::: Records for this exercise

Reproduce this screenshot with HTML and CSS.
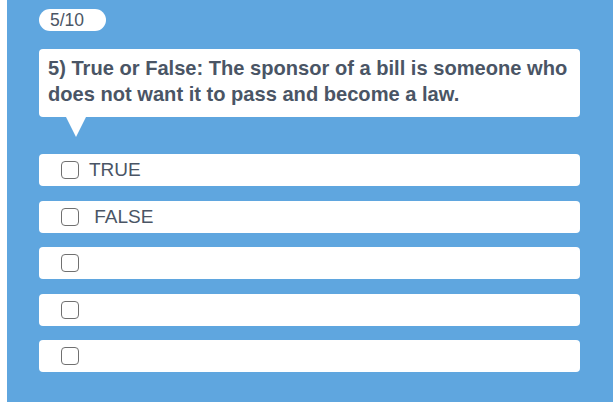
FILE: index.html
```html
<!DOCTYPE html>
<html>
<head>
<meta charset="utf-8">
<link rel="stylesheet" href="styles.css">
</head>
<body>
<div class="panel">
  <div class="badge">5/10</div>
  <div class="question">5) True or False: The sponsor of a bill is someone who does not want it to pass and become a law.</div>
  <div class="pointer"></div>
  <div class="options">
    <label class="option"><span class="box"></span><span class="label">TRUE</span></label>
    <label class="option"><span class="box"></span><span class="label">&nbsp;FALSE</span></label>
    <label class="option"><span class="box"></span><span class="label"></span></label>
    <label class="option"><span class="box"></span><span class="label"></span></label>
    <label class="option"><span class="box"></span><span class="label"></span></label>
  </div>
</div>
</body>
</html>
```
FILE: styles.css
```css
html, body {
  margin: 0;
  padding: 0;
  background: #ffffff;
}
body {
  font-family: "Liberation Sans", Arial, sans-serif;
  color: #4a5565;
}
.panel {
  margin-left: 7px;
  height: 402px;
  box-sizing: border-box;
  background: #5fa6df;
  padding: 9px 33px 0 32px;
}
.badge {
  width: 67px;
  height: 22px;
  box-sizing: border-box;
  background: #ffffff;
  border-radius: 11px;
  font-size: 17.5px;
  line-height: 22px;
  padding-left: 11px;
}
.question {
  margin-top: 18px;
  background: #ffffff;
  border-radius: 4px;
  padding: 7px 2px 0 9px;
  font-weight: bold;
  font-size: 20.1px;
  line-height: 25.5px;
  height: 68px;
  box-sizing: border-box;
}
.pointer {
  width: 0;
  height: 0;
  margin-left: 27px;
  border-left: 10px solid transparent;
  border-right: 10px solid transparent;
  border-top: 20px solid #ffffff;
}
.options {
  margin-top: 17px;
  display: flex;
  flex-direction: column;
  gap: 14.5px;
}
.option {
  display: flex;
  align-items: center;
  height: 32px;
  background: #ffffff;
  border-radius: 4px;
  padding-left: 22px;
  font-size: 19px;
}
.box {
  width: 18px;
  height: 18px;
  box-sizing: border-box;
  border: 1.5px solid #707070;
  border-radius: 4px;
  flex: none;
}
.label {
  margin-left: 10px;
}
```
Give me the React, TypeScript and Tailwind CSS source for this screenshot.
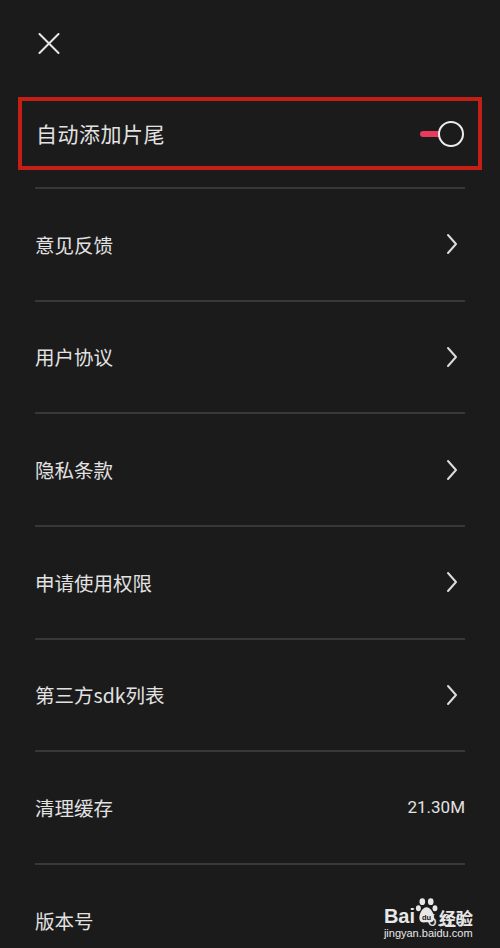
const rows = [
  { label: "意见反馈", kind: "link" },
  { label: "用户协议", kind: "link" },
  { label: "隐私条款", kind: "link" },
  { label: "申请使用权限", kind: "link" },
  { label: "第三方sdk列表", kind: "link" },
  { label: "清理缓存", kind: "value", value: "21.30M" },
  { label: "版本号", kind: "value", value: "6.0.0" },
];

const font = { fontFamily: '"Noto Sans CJK SC", Roboto, sans-serif' };

function Chevron() {
  return (
    <svg width="14" height="22" viewBox="0 0 14 22" fill="none">
      <path d="M3 2 L11 11 L3 20" stroke="#dcdcdc" strokeWidth="2" strokeLinecap="round" strokeLinejoin="round" />
    </svg>
  );
}

function Watermark() {
  return (
    <div className="pointer-events-none absolute right-[27px] bottom-[9px] flex flex-col items-start text-[#e8e8e8]">
      <div className="flex items-end leading-none">
        <span className="text-[20px] font-bold" style={{ fontFamily: '"Liberation Sans", Arial, sans-serif' }}>Bai</span>
        <svg width="24" height="30" viewBox="0 0 24 32" className="-mb-[1px]">
          <ellipse cx="7" cy="5" rx="3" ry="3.6" fill="#e8e8e8" />
          <ellipse cx="16" cy="5" rx="3" ry="3.6" fill="#e8e8e8" />
          <ellipse cx="2.8" cy="12" rx="2.6" ry="3.2" fill="#e8e8e8" />
          <ellipse cx="20.5" cy="12" rx="2.6" ry="3.2" fill="#e8e8e8" />
          <path d="M11.5 11 C7 11 3 19 4 24 C5 28 9 27 11.5 27 C14 27 18 28 19.5 24 C20.5 19 16 11 11.5 11 Z" fill="#e8e8e8" />
          <text x="11.5" y="24" textAnchor="middle" fontSize="8" fontWeight="bold" fill="#1b1b1b" fontFamily="Liberation Sans, sans-serif">du</text>
        </svg>
        <span className="text-[17px] font-bold" style={font}>经验</span>
      </div>
      <span className="mt-[2px] text-[11px] leading-none" style={{ fontFamily: '"Liberation Sans", Arial, sans-serif' }}>
        jingyan.baidu.com
      </span>
    </div>
  );
}

export default function App() {
  return (
    <div className="relative h-[948px] w-[500px] overflow-hidden bg-[#1b1b1b] text-[#e2e2e2]" style={font}>
      {/* header */}
      <div className="h-[97px] pl-[38px] pt-[33px]">
        <svg width="22" height="21" viewBox="0 0 22 21" fill="none">
          <path d="M1.5 1 L20.5 20 M20.5 1 L1.5 20" stroke="#e6e6e6" strokeWidth="2" strokeLinecap="round" />
        </svg>
      </div>

      {/* highlighted toggle row */}
      <div className="mx-[18px] flex h-[73px] items-center justify-between border-4 border-[#c41f17] pl-[14px] pr-[14px]">
        <span className="text-[21px] leading-none tracking-[0.5px]">自动添加片尾</span>
        <div className="relative flex h-[26px] w-[46px] items-center">
          <div className="ml-[2px] h-[6px] w-[26px] rounded-full bg-[#e83a5f]" />
          <div className="absolute right-0 top-0 h-[26px] w-[26px] rounded-full border-2 border-[#ececec] bg-[#1b1b1b]" />
        </div>
      </div>

      <div className="h-[17px]" />

      {/* settings list */}
      <div className="px-[35px]">
        {rows.map((row) => (
          <div key={row.label} className="flex h-[112.7px] flex-col">
            <div className="h-[2px] bg-[#383838]" />
            <div className="flex flex-1 items-center justify-between">
              <span className="text-[19.5px] leading-none">{row.label}</span>
              {row.kind === "link" ? (
                <span className="mr-[6px] flex">
                  <Chevron />
                </span>
              ) : (
                <span className="text-[17px] leading-none" style={{ fontFamily: "Roboto, sans-serif" }}>
                  {row.value}
                </span>
              )}
            </div>
          </div>
        ))}
      </div>

      <Watermark />
    </div>
  );
}
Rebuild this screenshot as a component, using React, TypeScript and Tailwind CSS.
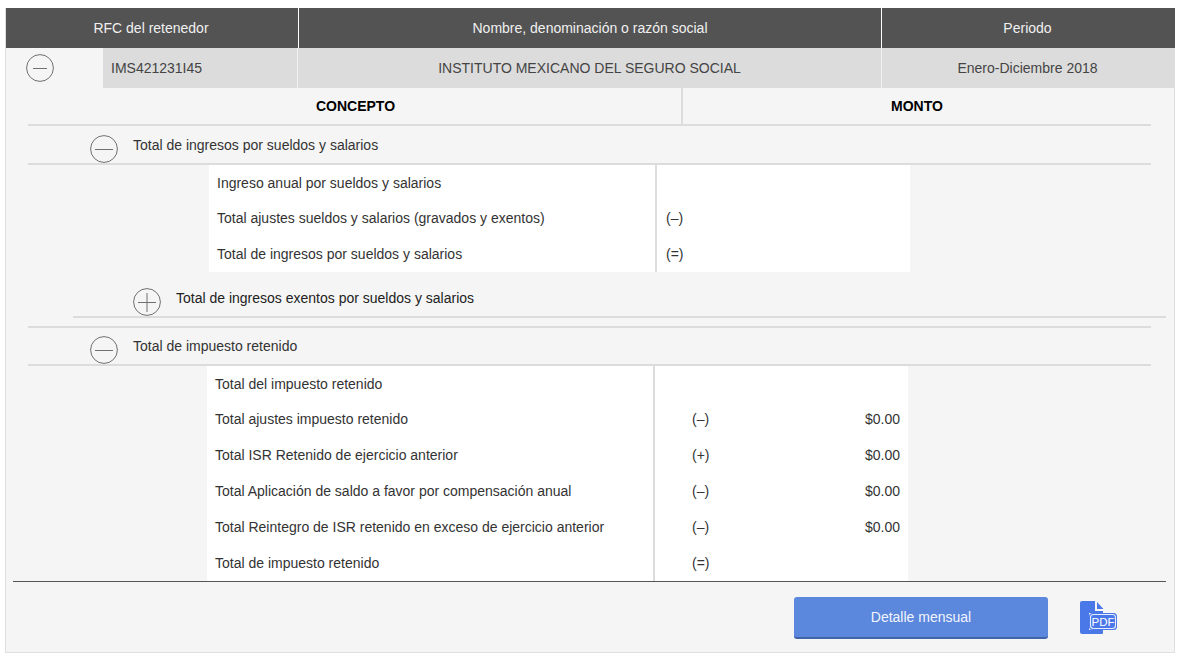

::::::

Task goal
Every record above should be transcribed exactly; the pictures stay out of the copy.

Task result
Reproduce this screenshot with HTML and CSS.
FILE: index.html
```html
<!DOCTYPE html>
<html>
<head>
<meta charset="utf-8">
<link rel="stylesheet" href="styles.css">
</head>
<body>
<div class="panel">
  <div class="badge">5/10</div>
  <div class="question">5) True or False: The sponsor of a bill is someone who does not want it to pass and become a law.</div>
  <div class="pointer"></div>
  <div class="options">
    <label class="option"><span class="box"></span><span class="label">TRUE</span></label>
    <label class="option"><span class="box"></span><span class="label">&nbsp;FALSE</span></label>
    <label class="option"><span class="box"></span><span class="label"></span></label>
    <label class="option"><span class="box"></span><span class="label"></span></label>
    <label class="option"><span class="box"></span><span class="label"></span></label>
  </div>
</div>
</body>
</html>
```
FILE: styles.css
```css
html, body {
  margin: 0;
  padding: 0;
  background: #ffffff;
}
body {
  font-family: "Liberation Sans", Arial, sans-serif;
  color: #4a5565;
}
.panel {
  margin-left: 7px;
  height: 402px;
  box-sizing: border-box;
  background: #5fa6df;
  padding: 9px 33px 0 32px;
}
.badge {
  width: 67px;
  height: 22px;
  box-sizing: border-box;
  background: #ffffff;
  border-radius: 11px;
  font-size: 17.5px;
  line-height: 22px;
  padding-left: 11px;
}
.question {
  margin-top: 18px;
  background: #ffffff;
  border-radius: 4px;
  padding: 7px 2px 0 9px;
  font-weight: bold;
  font-size: 20.1px;
  line-height: 25.5px;
  height: 68px;
  box-sizing: border-box;
}
.pointer {
  width: 0;
  height: 0;
  margin-left: 27px;
  border-left: 10px solid transparent;
  border-right: 10px solid transparent;
  border-top: 20px solid #ffffff;
}
.options {
  margin-top: 17px;
  display: flex;
  flex-direction: column;
  gap: 14.5px;
}
.option {
  display: flex;
  align-items: center;
  height: 32px;
  background: #ffffff;
  border-radius: 4px;
  padding-left: 22px;
  font-size: 19px;
}
.box {
  width: 18px;
  height: 18px;
  box-sizing: border-box;
  border: 1.5px solid #707070;
  border-radius: 4px;
  flex: none;
}
.label {
  margin-left: 10px;
}
```
Give me the React, TypeScript and Tailwind CSS source for this screenshot.
const rows = [
  { label: "意见反馈", kind: "link" },
  { label: "用户协议", kind: "link" },
  { label: "隐私条款", kind: "link" },
  { label: "申请使用权限", kind: "link" },
  { label: "第三方sdk列表", kind: "link" },
  { label: "清理缓存", kind: "value", value: "21.30M" },
  { label: "版本号", kind: "value", value: "6.0.0" },
];

const font = { fontFamily: '"Noto Sans CJK SC", Roboto, sans-serif' };

function Chevron() {
  return (
    <svg width="14" height="22" viewBox="0 0 14 22" fill="none">
      <path d="M3 2 L11 11 L3 20" stroke="#dcdcdc" strokeWidth="2" strokeLinecap="round" strokeLinejoin="round" />
    </svg>
  );
}

function Watermark() {
  return (
    <div className="pointer-events-none absolute right-[27px] bottom-[9px] flex flex-col items-start text-[#e8e8e8]">
      <div className="flex items-end leading-none">
        <span className="text-[20px] font-bold" style={{ fontFamily: '"Liberation Sans", Arial, sans-serif' }}>Bai</span>
        <svg width="24" height="30" viewBox="0 0 24 32" className="-mb-[1px]">
          <ellipse cx="7" cy="5" rx="3" ry="3.6" fill="#e8e8e8" />
          <ellipse cx="16" cy="5" rx="3" ry="3.6" fill="#e8e8e8" />
          <ellipse cx="2.8" cy="12" rx="2.6" ry="3.2" fill="#e8e8e8" />
          <ellipse cx="20.5" cy="12" rx="2.6" ry="3.2" fill="#e8e8e8" />
          <path d="M11.5 11 C7 11 3 19 4 24 C5 28 9 27 11.5 27 C14 27 18 28 19.5 24 C20.5 19 16 11 11.5 11 Z" fill="#e8e8e8" />
          <text x="11.5" y="24" textAnchor="middle" fontSize="8" fontWeight="bold" fill="#1b1b1b" fontFamily="Liberation Sans, sans-serif">du</text>
        </svg>
        <span className="text-[17px] font-bold" style={font}>经验</span>
      </div>
      <span className="mt-[2px] text-[11px] leading-none" style={{ fontFamily: '"Liberation Sans", Arial, sans-serif' }}>
        jingyan.baidu.com
      </span>
    </div>
  );
}

export default function App() {
  return (
    <div className="relative h-[948px] w-[500px] overflow-hidden bg-[#1b1b1b] text-[#e2e2e2]" style={font}>
      {/* header */}
      <div className="h-[97px] pl-[38px] pt-[33px]">
        <svg width="22" height="21" viewBox="0 0 22 21" fill="none">
          <path d="M1.5 1 L20.5 20 M20.5 1 L1.5 20" stroke="#e6e6e6" strokeWidth="2" strokeLinecap="round" />
        </svg>
      </div>

      {/* highlighted toggle row */}
      <div className="mx-[18px] flex h-[73px] items-center justify-between border-4 border-[#c41f17] pl-[14px] pr-[14px]">
        <span className="text-[21px] leading-none tracking-[0.5px]">自动添加片尾</span>
        <div className="relative flex h-[26px] w-[46px] items-center">
          <div className="ml-[2px] h-[6px] w-[26px] rounded-full bg-[#e83a5f]" />
          <div className="absolute right-0 top-0 h-[26px] w-[26px] rounded-full border-2 border-[#ececec] bg-[#1b1b1b]" />
        </div>
      </div>

      <div className="h-[17px]" />

      {/* settings list */}
      <div className="px-[35px]">
        {rows.map((row) => (
          <div key={row.label} className="flex h-[112.7px] flex-col">
            <div className="h-[2px] bg-[#383838]" />
            <div className="flex flex-1 items-center justify-between">
              <span className="text-[19.5px] leading-none">{row.label}</span>
              {row.kind === "link" ? (
                <span className="mr-[6px] flex">
                  <Chevron />
                </span>
              ) : (
                <span className="text-[17px] leading-none" style={{ fontFamily: "Roboto, sans-serif" }}>
                  {row.value}
                </span>
              )}
            </div>
          </div>
        ))}
      </div>

      <Watermark />
    </div>
  );
}
Rebuild this screenshot as a component, using React, TypeScript and Tailwind CSS.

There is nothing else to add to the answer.